Copertina 6,5

Info

Anno di uscita:2003
Durata:50 min.
Etichetta:Livewire
Distribuzione:Audioglobe

Tracklist

  1. JIHAD VS. MCWORLD
  2. CORPORATE GENOCIDE
  3. WITHOUT GUNS
  4. YUMMY HOUSE
  5. REVERSE
  6. MR. HARRIS
  7. RELIGION BUZZ
  8. DREAM JAPAN
  9. PENGUIN SONG
  10. BOOM KA BOOM
  11. OPIUM HOTEL
  12. THE CITY TODAY
  13. SKY HIGH
  14. ANOTHER WAR

Line up

  • Kory Clarke: vocals, keyboards, drums
  • Alex Edwards: guitar, bass, keyboards

Voto medio utenti

Kory Clarke è uno di quei personaggi spessi, carismatici, la cui notorietà sopravvive alle formazioni che li hanno resi famosi.
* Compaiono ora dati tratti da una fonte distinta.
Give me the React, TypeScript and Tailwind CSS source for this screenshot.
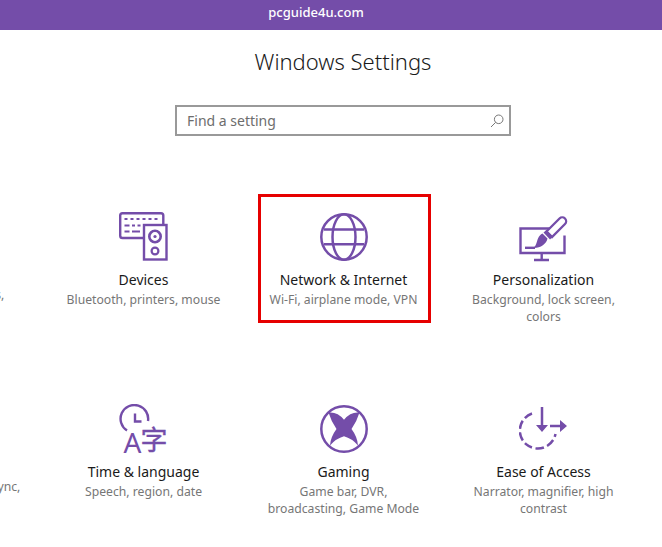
const P = "#744da9";

function DevicesIcon() {
  return (
    <svg width="50" height="50" viewBox="0 0 50 50" fill="none" stroke={P} strokeWidth="2.4">
      <path d="M24 26H3.5a2.3 2.3 0 0 1-2.3-2.3V3.5A2.3 2.3 0 0 1 3.5 1.2H42a2.3 2.3 0 0 1 2.3 2.3V12" />
      <rect x="25" y="13" width="22.5" height="34.5" />
      <circle cx="36" cy="24.5" r="5.7" strokeWidth="2.6" />
      <circle cx="36" cy="24.5" r="1.6" fill={P} stroke="none" />
      <circle cx="36" cy="39" r="3.4" strokeWidth="2.2" />
      <path d="M5.5 7h3M11.5 7h3M17.500 7h3M23.500 7h3M29.500 7h3M35.500 7h3M5.500 13.500h5M13 13.500h3M18.500 13.500h3M5.500 19.500h5M13 19.500h8" strokeWidth="2" />
    </svg>
  );
}

function GlobeIcon() {
  return (
    <svg width="50" height="50" viewBox="0 0 50 50" fill="none" stroke={P} strokeWidth="2.5">
      <circle cx="25" cy="25" r="22.700" />
      <ellipse cx="25" cy="25" rx="11.500" ry="22.700" />
      <path d="M5 17.500h40M5 32.300h40" />
    </svg>
  );
}

function BrushIcon() {
  return (
    <svg width="50" height="50" viewBox="0 0 50 50" fill="none" stroke={P} strokeWidth="2.4">
      <path d="M31 16.500H1.500V41H45.500V23.500" />
      <path d="M22.700 41v7M15 48h15" />
      <path d="M6 35.800h10" />
      <path d="M27.500 19.500 40.500 6.500a3.800 3.800 0 0 1 5.500 5.500L33 25z" strokeWidth="2.300" fill="white" />
      <path d="M24.500 20.500 27.500 18 34 24.500 31 27.500z" fill={P} stroke="none" />
      <path d="M23.500 21.500 28.500 26.500C27.500 32 21 36.500 14 36C17.500 34 17.500 30 19 26.500C20 24 21.500 22.500 23.500 21.500Z" fill={P} stroke="none" />
    </svg>
  );
}

function TimeIcon() {
  return (
    <svg width="50" height="50" viewBox="0 0 50 50" fill="none" stroke={P} strokeWidth="2.400">
      <path d="M8 26.500A13.800 13.800 0 1 1 29 17" />
      <path d="M16 9.500v8h6.500" />
      <text x="4.500" y="49" fontFamily="'Noto Sans', sans-serif" fontSize="28" fill={P} stroke="none">A</text>
      <text x="21.500" y="45.500" fontFamily="'Noto Sans CJK SC', sans-serif" fontSize="27" fill={P} stroke={P} strokeWidth="0.4">字</text>
    </svg>
  );
}

function XboxIcon() {
  return (
    <svg width="50" height="50" viewBox="0 0 50 50" fill="none" stroke={P} strokeWidth="2.500">
      <circle cx="25" cy="25" r="22.700" />
      <path d="M9.500 8.500Q18.500 7.500 25 15.700Q31.500 7.500 40.500 8.500Q38 17 32.500 25Q38.500 33 39 41.500Q33 34.500 25 32.300Q17 34.500 11 41.500Q11.500 33 17.500 25Q12 17 9.500 8.500Z" fill={P} stroke="none" />
    </svg>
  );
}

function EaseIcon() {
  return (
    <svg width="50" height="50" viewBox="1 0 50 50" fill="none" stroke={P} strokeWidth="2.500">
      <path d="M14 9.500A18 18 0 1 0 37.500 30" strokeDasharray="8.500 3.500" />
      <path d="M24 3v20M32 22h10" />
      <path d="M18 21h12l-6 7zM42 16v12l7-6z" fill={P} stroke="none" />
    </svg>
  );
}

function SearchIcon() {
  return (
    <svg width="14" height="14" viewBox="0 0 14 14" fill="none" stroke="#777" strokeWidth="1">
      <circle cx="8.700" cy="5.300" r="4.300" />
      <path d="M5.700 8.300 1 13" />
    </svg>
  );
}

type Item = { title: string; desc: string; icon?: React.ReactNode; marked?: boolean };

const items: Item[] = [
  { title: "System", desc: "Display, notifications, power" },
  { title: "Devices", desc: "Bluetooth, printers, mouse", icon: <DevicesIcon /> },
  { title: "Network & Internet", desc: "Wi-Fi, airplane mode, VPN", icon: <GlobeIcon />, marked: true },
  { title: "Personalization", desc: "Background, lock screen, colors", icon: <BrushIcon /> },
  { title: "Accounts", desc: "Your accounts, email, sync, work, family" },
  { title: "Time & language", desc: "Speech, region, date", icon: <TimeIcon /> },
  { title: "Gaming", desc: "Game bar, DVR, broadcasting, Game Mode", icon: <XboxIcon /> },
  { title: "Ease of Access", desc: "Narrator, magnifier, high contrast", icon: <EaseIcon /> },
];

function Tile({ item }: { item: Item }) {
  return (
    <div
      className={
        "box-border w-[173px] h-[129px] flex flex-col items-center pt-[15px] pr-[2px] border-[3px] " +
        (item.marked ? "border-[#e60000]" : "border-transparent")
      }
    >
      <div className="h-[50px] w-[50px]">{item.icon}</div>
      <div className="mt-[8px] h-[20px] whitespace-nowrap text-[14px] leading-[20px] text-[#1a1a1a]">{item.title}</div>
      <div className="mt-[1px] w-[158px] shrink-0 text-center text-[12.200px] leading-[17px] text-[#767676]">{item.desc}</div>
    </div>
  );
}

export default function App() {
  return (
    <div className="w-[662px] h-[547px] overflow-hidden bg-white font-['Noto_Sans',sans-serif]">
      <div className="h-[30px] bg-[#744da9] flex items-center justify-center pr-[30px] pb-[5px] text-[13px] font-medium text-white">
        pcguide4u.com
      </div>
      <div className="ml-[175px] w-[336px] flex flex-col items-center">
        <h1 className="mt-[13px] h-[36px] text-[22px] leading-[36px] font-light text-[#1a1a1a] whitespace-nowrap">Windows Settings</h1>
        <div className="mt-[26px] box-border w-[336px] h-[31px] border-2 border-[#999999] flex items-center justify-between pl-[10px] pr-[5px]">
          <span className="text-[14px] text-[#6d6d6d]">Find a setting</span>
          <SearchIcon />
        </div>
      </div>
      <div className="mt-[58px] ml-[-142px] grid grid-cols-[repeat(4,173px)] gap-x-[27px] gap-y-[63px]">
        {items.map((item) => (
          <Tile key={item.title} item={item} />
        ))}
      </div>
    </div>
  );
}
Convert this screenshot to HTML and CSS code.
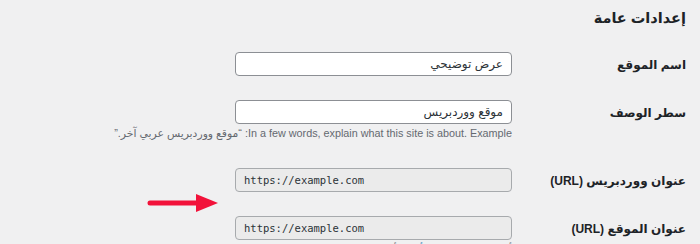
FILE: index.html
```html
<!DOCTYPE html>
<html lang="ar" dir="rtl">

<head>
    <meta charset="UTF-8">
    <meta name="viewport" content="width=device-width, initial-scale=1.0">
    <title>إعدادات عامة</title>
    <link rel="stylesheet" href="styles.css">
</head>

<body>
    <div class="wrap">
        <h1>إعدادات عامة</h1>
        <div class="form-table">
            <div class="row">
                <label class="label" for="blogname">اسم الموقع</label>
                <div class="field">
                    <input class="text" id="blogname" type="text" value="عرض توضيحي">
                </div>
            </div>
            <div class="row">
                <label class="label" for="blogdescription">سطر الوصف</label>
                <div class="field">
                    <input class="text" id="blogdescription" type="text" value="موقع ووردبريس">
                    <p class="description">In a few words, explain what this site is about. Example: “موقع ووردبريس عربي آخر.”</p>
                </div>
            </div>
            <div class="row">
                <label class="label" for="siteurl">عنوان ووردبريس (URL)</label>
                <div class="field">
                    <input class="text code" id="siteurl" type="url" value="https://example.com" dir="ltr" readonly>
                </div>
            </div>
            <div class="row">
                <label class="label" for="home">عنوان الموقع (URL)</label>
                <div class="field">
                    <input class="text code" id="home" type="url" value="https://example.com" dir="ltr" readonly>
                    <p class="description">أدخل العنوان هنا <a href="#">إذا أردت</a> أن تكون الصفحة الرئيسية لموقعك مختلفة.</p>
                </div>
            </div>
        </div>
    </div>
    <svg class="arrow" width="74" height="22" viewBox="0 0 74 22">
        <line x1="3" y1="11" x2="52" y2="11" stroke="#f2123a" stroke-width="5" stroke-linecap="round" />
        <polygon points="49,2 71,11 49,20" fill="#f2123a" />
    </svg>
</body>

</html>
```

FILE: styles.css
```css
body {
    background-color: #f0f0f1;
    color: #1d2327;
    font-family: 'Liberation Sans', 'DejaVu Sans', sans-serif;
    margin: 0;
    padding: 0;
    overflow: hidden;
    height: 244px;
    position: relative;
}

.wrap {
    padding: 0 14px 0 0;
}

h1 {
    font-size: 14.5px;
    font-weight: 700;
    line-height: 22px;
    margin: 7px 0 11px;
}

.row {
    display: grid;
    grid-template-columns: 174px 277px;
    align-items: start;
    padding: 12px 0 11px;
}

.label {
    font-size: 12px;
    font-weight: 700;
    line-height: 24px;
    padding-top: 1px;
}

.text {
    display: block;
    box-sizing: border-box;
    width: 277px;
    height: 24px;
    margin: 0;
    padding: 0 8px;
    border: 1px solid #8c8f94;
    border-radius: 4px;
    background: #fff;
    color: #2c3338;
    font-family: 'Liberation Sans', 'DejaVu Sans', sans-serif;
    font-size: 12px;
}

.text.code {
    background: #ebebeb;
    border-color: #a7aaad;
    font-family: 'DejaVu Sans Mono', monospace;
    font-size: 10.5px;
    text-align: left;
}

.description {
    margin: 1px 0 4px;
    width: 400px;
    font-size: 10.8px;
    line-height: 16px;
    color: #646970;
    white-space: nowrap;
}

.description a {
    color: #2271b1;
}

.arrow {
    position: absolute;
    left: 147px;
    top: 192px;
}
```
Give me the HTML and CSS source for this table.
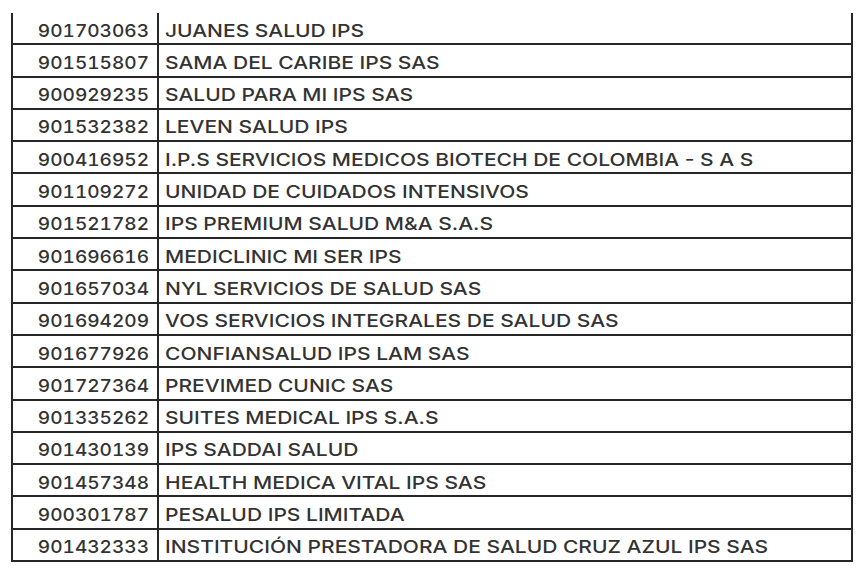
FILE: index.html
```html
<!DOCTYPE html>
<html lang="es">
<head>
<meta charset="utf-8">
<link rel="stylesheet" href="styles.css">
</head>
<body>
<div class="sheet">
  <div class="table">
    <div class="row"><div class="nit"><span>901703063</span></div><div class="name"><span>JUANES SALUD IPS</span></div></div>
    <div class="row"><div class="nit"><span>901515807</span></div><div class="name"><span>SAMA DEL CARIBE IPS SAS</span></div></div>
    <div class="row"><div class="nit"><span>900929235</span></div><div class="name"><span>SALUD PARA MI IPS SAS</span></div></div>
    <div class="row"><div class="nit"><span>901532382</span></div><div class="name"><span>LEVEN SALUD IPS</span></div></div>
    <div class="row"><div class="nit"><span>900416952</span></div><div class="name"><span>I.P.S SERVICIOS MEDICOS BIOTECH DE COLOMBIA - S A S</span></div></div>
    <div class="row"><div class="nit"><span>901109272</span></div><div class="name"><span>UNIDAD DE CUIDADOS INTENSIVOS</span></div></div>
    <div class="row"><div class="nit"><span>901521782</span></div><div class="name"><span>IPS PREMIUM SALUD M&amp;A S.A.S</span></div></div>
    <div class="row"><div class="nit"><span>901696616</span></div><div class="name"><span>MEDICLINIC Ml SER IPS</span></div></div>
    <div class="row"><div class="nit"><span>901657034</span></div><div class="name"><span>NYL SERVICIOS DE SALUD SAS</span></div></div>
    <div class="row"><div class="nit"><span>901694209</span></div><div class="name"><span>VOS SERVICIOS INTEGRALES DE SALUD SAS</span></div></div>
    <div class="row"><div class="nit"><span>901677926</span></div><div class="name"><span>CONFIANSALUD IPS LAM SAS</span></div></div>
    <div class="row"><div class="nit"><span>901727364</span></div><div class="name"><span>PREVIMED CUNIC SAS</span></div></div>
    <div class="row"><div class="nit"><span>901335262</span></div><div class="name"><span>SUITES MEDICAL IPS S.A.S</span></div></div>
    <div class="row"><div class="nit"><span>901430139</span></div><div class="name"><span>IPS SADDAI SALUD</span></div></div>
    <div class="row"><div class="nit"><span>901457348</span></div><div class="name"><span>HEALTH MEDICA VITAL IPS SAS</span></div></div>
    <div class="row"><div class="nit"><span>900301787</span></div><div class="name"><span>PESALUD IPS LIMITADA</span></div></div>
    <div class="row"><div class="nit"><span>901432333</span></div><div class="name"><span>INSTITUCIÓN PRESTADORA DE SALUD CRUZ AZUL IPS SAS</span></div></div>
  </div>
</div>
</body>
</html>
```
FILE: styles.css
```css
html, body {
  margin: 0;
  padding: 0;
  background: #ffffff;
}
.sheet {
  padding: 13px 0 0 11px;
}
.table {
  width: 842px;
  border-left: 2px solid #262626;
  border-right: 2px solid #262626;
  box-sizing: border-box;
  font-family: "Inter", "Open Sans", sans-serif;
  font-size: 17.5px;
  font-weight: 500;
  line-height: 1;
  color: #333333;
}
.row {
  display: flex;
  height: 32.31px;
  box-sizing: border-box;
  border-bottom: 2px solid #262626;
}
.nit {
  width: 146px;
  box-sizing: border-box;
  border-right: 2px solid #262626;
  display: flex;
  align-items: center;
  justify-content: flex-end;
  padding: 4.4px 8px 0 0;
  font-variant-numeric: tabular-nums;
}
.name {
  flex: 1;
  display: flex;
  align-items: center;
  padding: 4.4px 0 0 6px;
}
.nit span,
.name span {
  display: inline-block;
  white-space: nowrap;
}
.nit span {
  transform: scaleX(1.09);
  transform-origin: right center;
}
.name span {
  transform: scaleX(1.2);
  transform-origin: left center;
}
```
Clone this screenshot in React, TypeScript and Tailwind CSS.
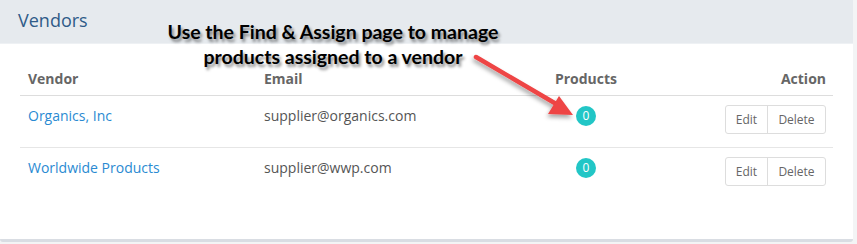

Nello specifico i Warrior Soul ed i Spaceage Playboys. Artisti in grado di crearsi un seguito personale che sostiene con passione la loro evoluzione musicale.
Ed è al gruppo di propri fans che si rivolge particolarmente il primo disco solista di Clarke.
Un lavoro basato sulla sperimentazione e sui contrasti, pieno zeppo di elaborazioni elettroniche forse anche in maniera eccessiva, ma con lo sguardo pronto a rivolgersi al rock, al blues, ad atmosfere cupe e tecnologiche in funzione di liriche combattive e fortemente politiche, che mettono a nudo le contraddizioni della società del consumo e la fallacità del Grande Sogno Americano.
Non è certo una novità che alcuni musicisti raggiunta l’età matura ed una buona fama, sentano l’irresistibile esigenza di esprimere il loro lato più nascosto, quello intimo e personale, l’essenza dell’uomo dietro la maschera della rockstar pubblica, esattamente ciò che ha cercato di fare l’ex leader dei Warrior Soul in questo lavoro.
La quasi totalità dell’album è volutamente filtrata, distorta, immersa in un gelido e malsano scenario disumanizzante che potrei raffigurare in alcuni frammenti del mondo da incubo di Blade Runner.
Molte tracce non sono altro che reiterate basi sintetiche sulle quali si deposita l’angosciante voce manipolata di Clarke, il quale pare più interessato a declamare che a cantare, come in “Yummy house”,”Boom ka boom” e nell’interminabile e monotono manifesto finale “Another war”.
Il contrasto arriva con i carnali riffs hard e la rabbia di “Reverse”, con l’incantevole blues lunare “Corporate genocide” e con una bellissima title-track acustica che rievoca le calde folk-ballad di Neil Young, quasi a testimoniare la forza indispensabile dell’umanità e dell’animo in una soffocante e spersonalizzante tecno-crazia.
Ancora aggressività sintetica e vocals vicine al rantolo robotico in “Religion buzz”, sofisticati sussurri narcolettici per “Dream Japan”, ed esperimenti non del tutto riusciti di trance-rock computerizzato in “Penguin song”, in una caleidoscopica rotazione di situazioni che pare essere allo stesso tempo pregio e difetto del lavoro. C’è la chiara sensazione che il cantante abbia voluto provare un po’ di tutto, testare le reazioni del pubblico ad una esibizione ridondante e variegata ma priva di una direzione precisa, quasi una serie di carte prelevate a caso dal mazzo.
Certamente intelligente e pungente Clarke voleva una creatura fortemente propria, lontana dalle cose che avevano caratterizzato le sue precedenti esperienze, ed in certi episodi ha forse calcato troppo la mano finendo fuori misura, vedi il pessimo e scolastico kraut-rock “The city today”, ma offrendo anche spunti di gran classe post-rock, su tutti il raggelante lamento “Sky high” brano così scarno e sconsolato da mettere i brividi.
Risultato complessivo sfocato, come le foto del booklet, ma non da disprezzare. Sicuramente da consigliare ai fans del cantante che vorranno scoprire un volto nuovo del loro beniamino, per gli altri è necessario un’ascolto preventivo.